Kozachenko forecast that Ukrainian grain exports should continue to expand in the next few years, from the 12.8 million tonnes he projected for calendar year 2003 to 15 million tonnes in 2005.

"At the end of the 19th Century, Ukraine was the breadbasket of Europe," Kozachenko said. "Almost half of the world’s grain was exported from the Black Sea and Danube region. Ukraine’s techniques for variety selection and grain production were known and distributed all over the world.

"Unfortunately, the October Revolution of 1917 destroyed that dominance in the world and for nearly 100 years prevented Ukraine from being a world leader in grain production. Only in the year 2000, after 10 years of intensive reforms, which resulted from Ukraine becoming an independent state, has the world recalled Ukraine’s illustrious past. In the last couple of years, Ukraine has moved up to sixth among the major grain exporters in the world. He said that there was potential to improve that standing.

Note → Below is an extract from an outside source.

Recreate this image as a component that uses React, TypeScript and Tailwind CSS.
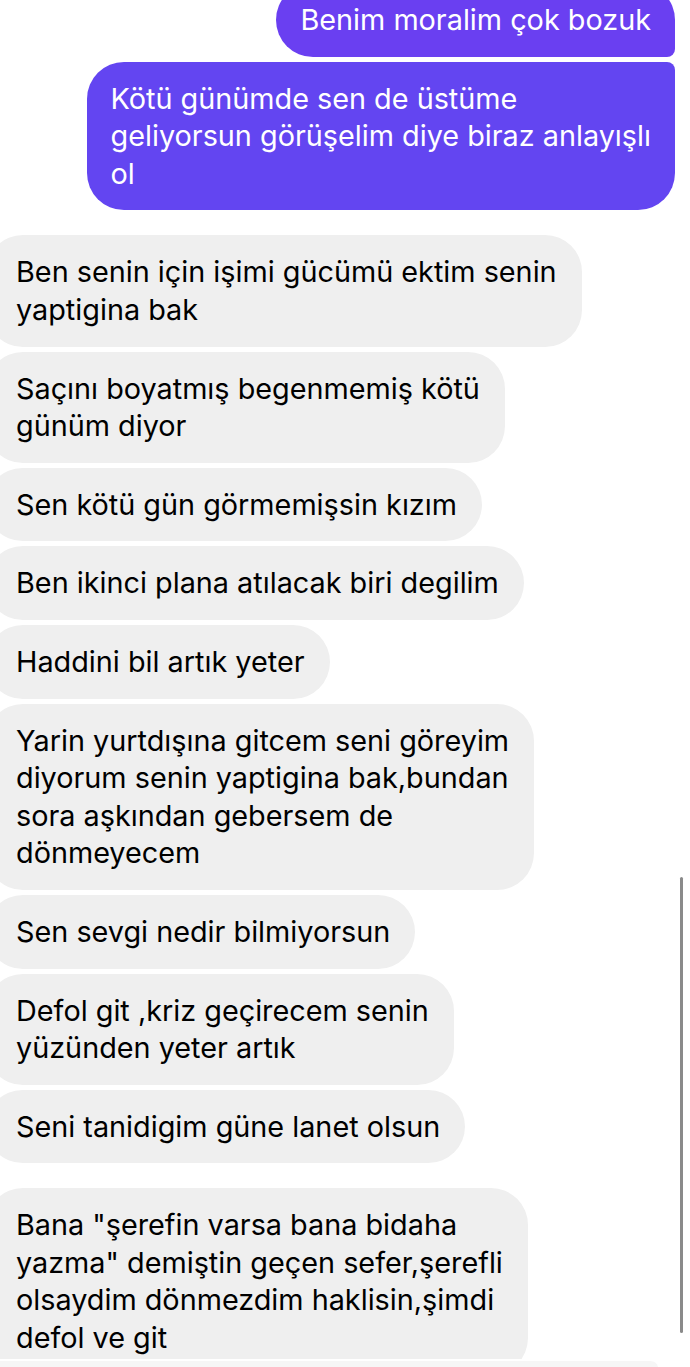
export default function App() {
  const received: string[][] = [
    ["Ben senin için işimi gücümü ektim senin", "yaptigina bak"],
    ["Saçını boyatmış begenmemiş kötü", "günüm diyor"],
    ["Sen kötü gün görmemişsin kızım"],
    ["Ben ikinci plana atılacak biri degilim"],
    ["Haddini bil artık yeter"],
    [
      "Yarin yurtdışına gitcem seni göreyim",
      "diyorum senin yaptigina bak,bundan",
      "sora aşkından gebersem de",
      "dönmeyecem",
    ],
    ["Sen sevgi nedir bilmiyorsun"],
    ["Defol git ,kriz geçirecem senin", "yüzünden yeter artık"],
    ["Seni tanidigim güne lanet olsun"],
  ];

  const last = [
    'Bana "şerefin varsa bana bidaha',
    'yazma" demiştin geçen sefer,şerefli',
    "olsaydim dönmezdim haklisin,şimdi",
    "defol ve git",
  ];

  return (
    <div
      className="relative h-[1367px] w-[690px] overflow-hidden bg-white text-[28.8px] leading-[37.6px]"
      style={{ fontFamily: "Inter, 'Noto Sans', sans-serif" }}
    >
      <div className="flex flex-col">
        <div className="-mt-[17px] mr-[15px] self-end whitespace-nowrap rounded-[37px] rounded-br-[8px] bg-[#6a3ff1] py-[18px] pl-[24px] pr-[24px] text-white">
          Benim moralim çok bozuk
        </div>
        <div className="mt-[5px] mr-[15px] self-end whitespace-nowrap rounded-[37px] rounded-tr-[8px] bg-[#6345f1] py-[18px] pl-[24px] pr-[24px] text-white">
          Kötü günümde sen de üstüme
          <br />
          geliyorsun görüşelim diye biraz anlayışlı
          <br />
          ol
        </div>

        <div className="mt-[25px] flex flex-col gap-[5px]">
          {received.map((lines, i) => (
            <div
              key={i}
              className="-ml-[14px] self-start whitespace-nowrap rounded-[37px] bg-[#efefef] py-[18px] pl-[30px] pr-[25px] text-black"
            >
              {lines.map((l, j) => (
                <div key={j}>{l}</div>
              ))}
            </div>
          ))}
        </div>

        <div className="mt-[25px] -ml-[14px] self-start whitespace-nowrap rounded-[37px] bg-[#efefef] py-[18px] pl-[30px] pr-[25px] text-black">
          {last.map((l, j) => (
            <div key={j}>{l}</div>
          ))}
        </div>
      </div>

      <div className="absolute bottom-0 left-0 h-[8px] w-[658px] rounded-tr-[24px] border-t-2 border-white bg-[#f6f6f6]" />
      <div className="absolute right-[7px] top-[877px] h-[456px] w-[3px] rounded-full bg-[#8a8a8a]" />
    </div>
  );
}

He attributed much of the country’s recent success to the implementation of land reform, which resulted in land becoming private property.

"Recently, the commodity trade exchange has been developed, and its importance and use is being accelerated," Kozachenko said. "In May 2003, the trade in agricultural futures will be launched on a newly developed futures exchange. The fundamentals are being established for the introduction of collateral or mortgage banking, and other elements of a market infrastructure are being introduced that are commonly found in developed countries."

Low production costs in Ukraine have traditionally enabled grain traders to offset existing infrastructure inefficiencies, including the high costs of storage, transportation and other expenses, he said. "However, soon we may witness an increase in the cost of production, mainly because farmers will have to replace the obsolete stock of equipment, pay more for leased land and energy, and encounter new types of expenses, such as crop insurance."

Competitiveness of Ukrainian grain also will depend on government policy decisions directed at reducing market transaction costs from the farm gate to the ports. "For instance, now a trader would have to pay on average $32 to export 1 tonne of grain (that is, to change the price basis from ex-works to f.o.b.)," Kozachenko said. "According to some estimates, this is four to five times higher than, for example, in Germany. This sum includes all tariffs related to railroad transportation, quality standards, veterinary certificates, ecological testing, inspections, elevator handling fees, freight forwarder’s margin and port fees."

The long-term competitiveness of Ukrainian grain will be determined by prices, the ability to maintain or improve efficiencies in production and government policies with regard to facilitating trade and lowering transaction costs.

"Now, in Ukraine the application of mineral fertilizers to 1 hectare of arable land is four to five times less than in Germany or France," he said. "The difference in pesticide application is even higher. As a result, in Ukraine, the average yield of wheat from 1 hectare is half that in Germany and France."